Kirkus Reviews QR Code
THE DOUBLE LIFE OF POCAHONTAS by Jean Fritz Kirkus Star

THE DOUBLE LIFE OF POCAHONTAS

by Jean Fritz & illustrated by Ed Young

Pub Date: Oct. 28th, 1983
ISBN: 0399210164
Publisher: Putnam

What, one might wonder, does Fritz see in the hackneyed subject of Pocahontas? As the title suggests (and the text handles delicately): a young girl who believed herself bound to John Smith by Powhatan's adoption of him, and so also felt herself part of his Jamestown world. There is conjecture here, but Fritz faces it squarely—citing Pocahontas' young age (probably eleven) when she acted as his "sponsor," noting that Smith would have had every reason to humor her.
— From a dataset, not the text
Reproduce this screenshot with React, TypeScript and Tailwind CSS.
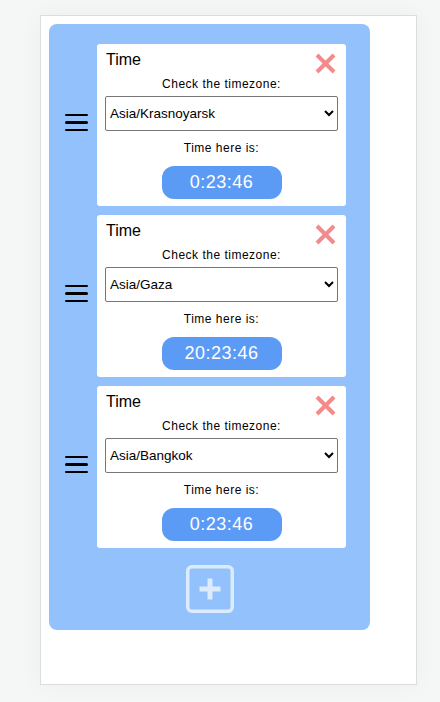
import React from "react";

const zones = [
  { tz: "Asia/Krasnoyarsk", time: "0:23:46" },
  { tz: "Asia/Gaza", time: "20:23:46" },
  { tz: "Asia/Bangkok", time: "0:23:46" },
];

const options = ["Asia/Krasnoyarsk", "Asia/Gaza", "Asia/Bangkok", "Europe/London", "America/New_York"];

function Handle() {
  return (
    <div className="flex flex-col gap-[5px] w-[23px] shrink-0 mb-[5px]">
      <span className="block h-[2.5px] bg-black rounded-full" />
      <span className="block h-[2.5px] bg-black rounded-full" />
      <span className="block h-[2.5px] bg-black rounded-full" />
    </div>
  );
}

function CloseIcon() {
  return (
    <svg width="21" height="21" viewBox="0 0 21 21" className="shrink-0">
      <line x1="2" y1="2" x2="19" y2="19" stroke="#f28b8b" strokeWidth="4" />
      <line x1="19" y1="2" x2="2" y2="19" stroke="#f28b8b" strokeWidth="4" />
    </svg>
  );
}

function TimeCard({ tz, time }: { tz: string; time: string }) {
  return (
    <div className="flex items-center gap-[9px]">
      <Handle />
      <div className="w-[249px] bg-white rounded-[3px] px-[8px] pt-[6px] pb-[7px] flex flex-col items-center">
        <div className="w-full flex justify-between items-start">
          <span className="text-[16px] leading-[20px] text-black pl-[1px]">Time</span>
          <div className="pt-[3px] pr-[2px]">
            <CloseIcon />
          </div>
        </div>
        <p className="text-[12px] leading-[16px] tracking-[0.5px] text-black mt-[2px]">Check the timezone:</p>
        <select
          defaultValue={tz}
          className="mt-[4px] w-full h-[35px] border border-[#767676] rounded-[2px] bg-white text-[13.5px] text-black px-0"
        >
          {options.map((o) => (
            <option key={o} value={o}>
              {o}
            </option>
          ))}
        </select>
        <p className="text-[12px] leading-[16px] tracking-[0.5px] text-black mt-[9px]">Time here is:</p>
        <div className="mt-[10px] w-[120px] h-[33px] rounded-[12px] bg-[#5b9bf6] flex items-center justify-center text-white text-[18px] tracking-[0.5px]">
          {time}
        </div>
      </div>
    </div>
  );
}

export default function App() {
  return (
    <div
      className="min-h-[702px] w-[440px] bg-[#f5f6f6] pt-[15px] pl-[40px]"
      style={{ fontFamily: '"Liberation Sans", Arial, sans-serif' }}
    >
      <div className="w-[377px] h-[670px] bg-white border border-[#dddddd] shadow-[0_0_24px_rgba(0,0,0,0.04)] p-[8px]">
        <div className="w-[321px] bg-[#93c1fb] rounded-[8px] pt-[20px] pb-[17px] pl-[16px] flex flex-col">
          <div className="flex flex-col gap-[9px]">
            {zones.map((z, i) => (
              <TimeCard key={i} tz={z.tz} time={z.time} />
            ))}
          </div>
          <div className="flex justify-center mt-[17px] pr-[16px]">
            <svg width="48" height="48" viewBox="0 0 48 48">
              <rect x="1.75" y="1.75" width="44.5" height="44.5" rx="4" fill="none" stroke="#dcebfe" strokeWidth="3.5" />
              <line x1="13.5" y1="24" x2="34.5" y2="24" stroke="#dcebfe" strokeWidth="5" />
              <line x1="24" y1="13.5" x2="24" y2="34.5" stroke="#dcebfe" strokeWidth="5" />
            </svg>
          </div>
        </div>
      </div>
    </div>
  );
}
Slipping back and forth from Pocahontas' and Powhatan's perspective to Smith's, and portraying Powhatan as Smith's equal in guile, Fritz also suggests that Pocahontas' intervention might have been prearranged: an intriguing thought. Much later, after John Smith's departure, when the English are killing wantonly and Powhatan is beleaguered, Pocahontas is captured and Powhatan replies to ransom demands with a pretext she scorns no less than the English. "Seven broken muskets! Was that all she was worth? She knew her father loved his guns, but did he love them more than he did her?" And then, ringing in the charming, plaintive phrase Pocahontas learned as a girl from the English, Fritz has her lament: "Did he mean to let her stay here forever, always walking with small steps, speaking the sharp English speech like twigs snapping. Love you not me? Love you not me?" So she gives in, accepts Christianity, and marries John Rolfe—who had "decided it was God's will." (In parentheses: "He had already found out that it was Pocahontas' will too.") Buoyant and affecting.